Report on unapproved antibiotic use in India is 'misleading': Govt
New Delhi: A Health Ministry official has dismissed as "misleading and inappropriate" a Lancet report claiming that more than 47 per cent of antibiotic formulations used in India's private sector in 2019 were unapproved.
Prof. Y K Gupta, a senior pharmacologist and vice chairman of the Standing National Committee on Medicines (SNCM) which prepared the National List of Essential Medicines (NLEM), said at a Health Ministry event on Tuesday these formulations were approved by state drug regulatory authorities.
"Even though the authors have used the term 'unapproved' for formulations not approved by CDSCO, it is pertinent to note that these formulations were approved by state drug regulatory authorities. Therefore, the term 'unapproved' seems to be inappropriate in this case," Gupta said. The Central Drugs Standard Control Organisation (CDSCO) is the national regulatory body for pharmaceuticals.
He said after reading media reports on the Lancet study last week, Union Health Minister Mansukh Mandaviya became concerned and called him up at 6 am wanting to be apprised about the issue following a detailed analysis. Referring to the media reports based on the Lancet study, Gupta said it was not correct to say that the use of antibiotics in India was excessive and underlined that their use in the country is lower than Brazil, Russia and Europe.
"Even though India is the biggest antibiotic consumer in terms of volume, the per-capita consumption rate of antibiotics in India is relatively low compared to many countries. This could be ascribed to our large population," Gupta said.
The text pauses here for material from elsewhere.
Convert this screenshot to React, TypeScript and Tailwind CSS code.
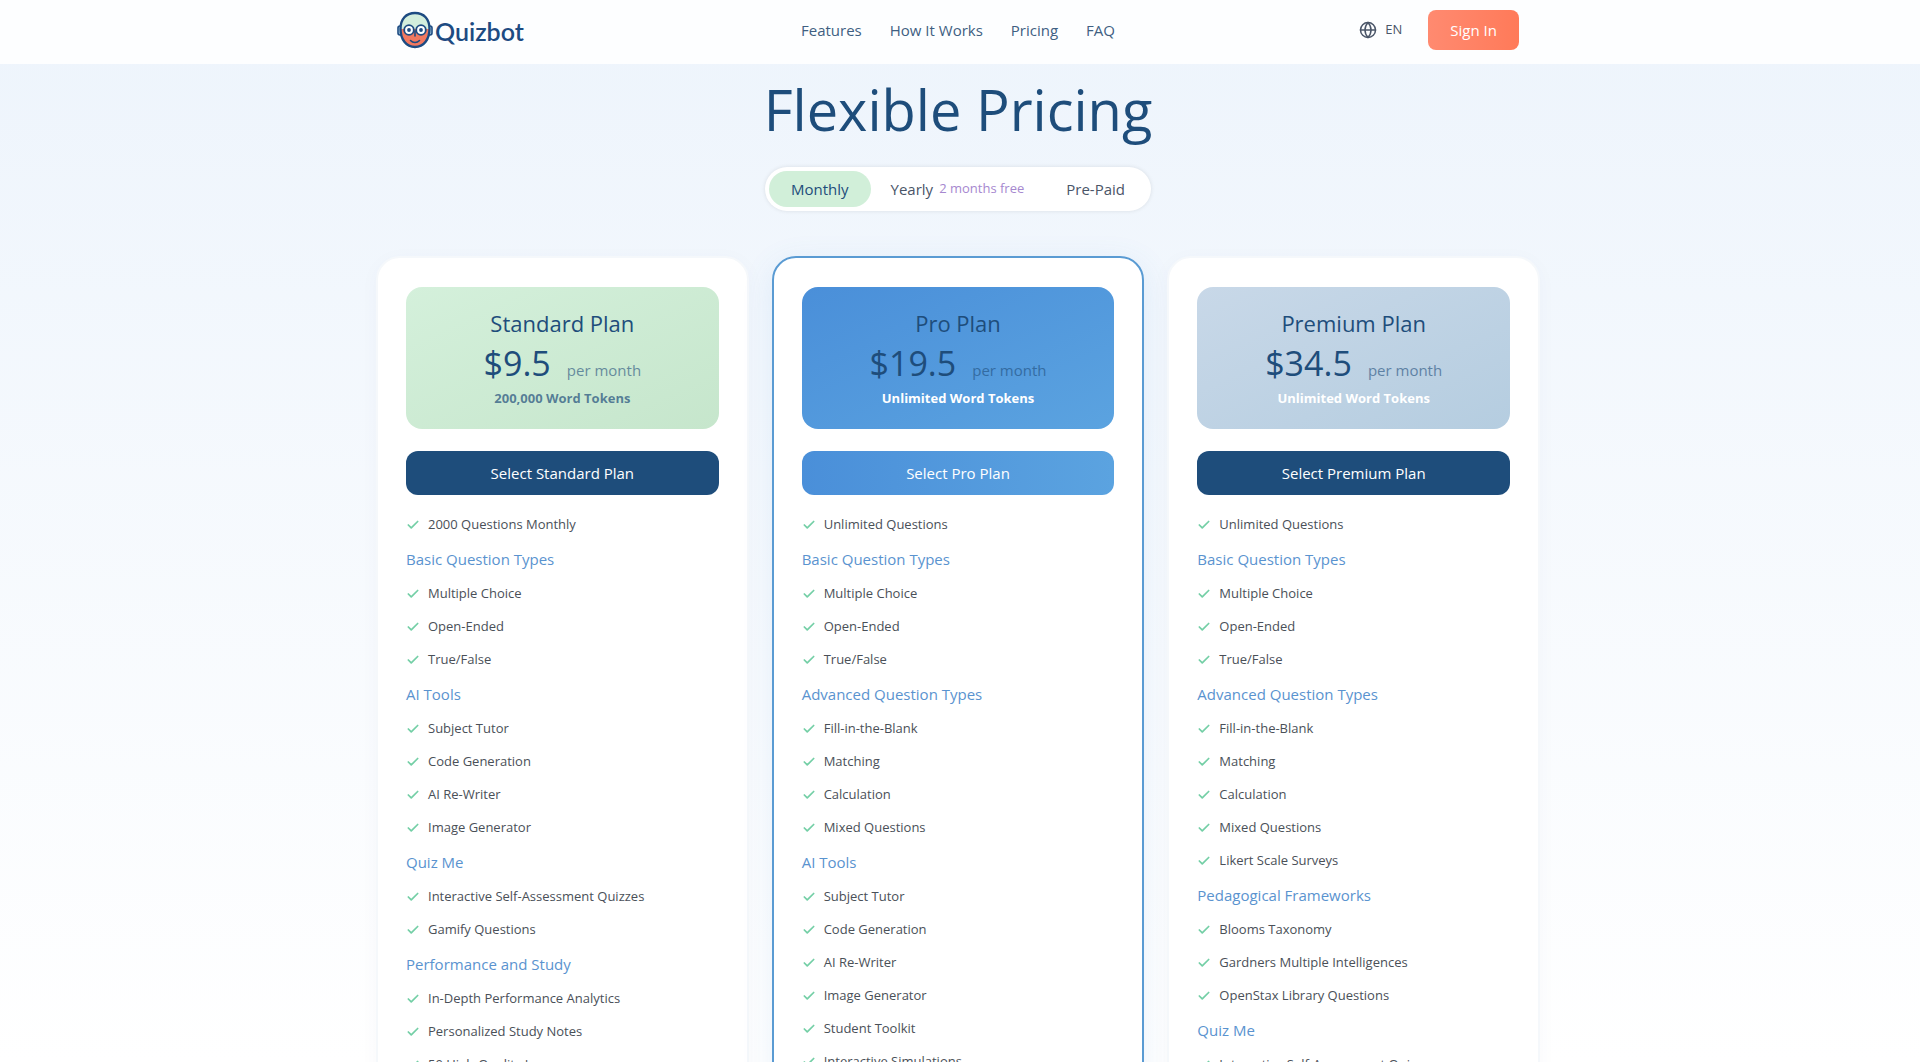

On perusing the paper, India's reported DID (defined daily doses per 1000 inhabitant per day) was 10.4. In global comparison, higher rates have been reported from Europe, Brazil, Russia, Sri Lanka and Pakistan according to recent estimates. The current study, in fact, reports improvements in per-capita consumption rate of systemic antibiotics of 10.4 DIDs which is lower compared to the rate reported in 2015 (13.6 DID) in another report, Gupta stated. According to the authors, this may be due to regulatory changes in the country aimed to restrict the sale of certain medicines although further investigation is required, he said. "Notwithstanding, Azithromycin was the most consumed antibiotic molecule in 2019 but it was in NLEM and so I definitely agree that there is a need to create awareness and further promote antibiotic stewardship," he said.
Although only around 10 per cent of formulations in the market were listed in the NLEM, nearly 50 per cent of the DDDs (defined daily doses) came from these formulations indicating relatively
higher consumption of NLEM-listed medicines.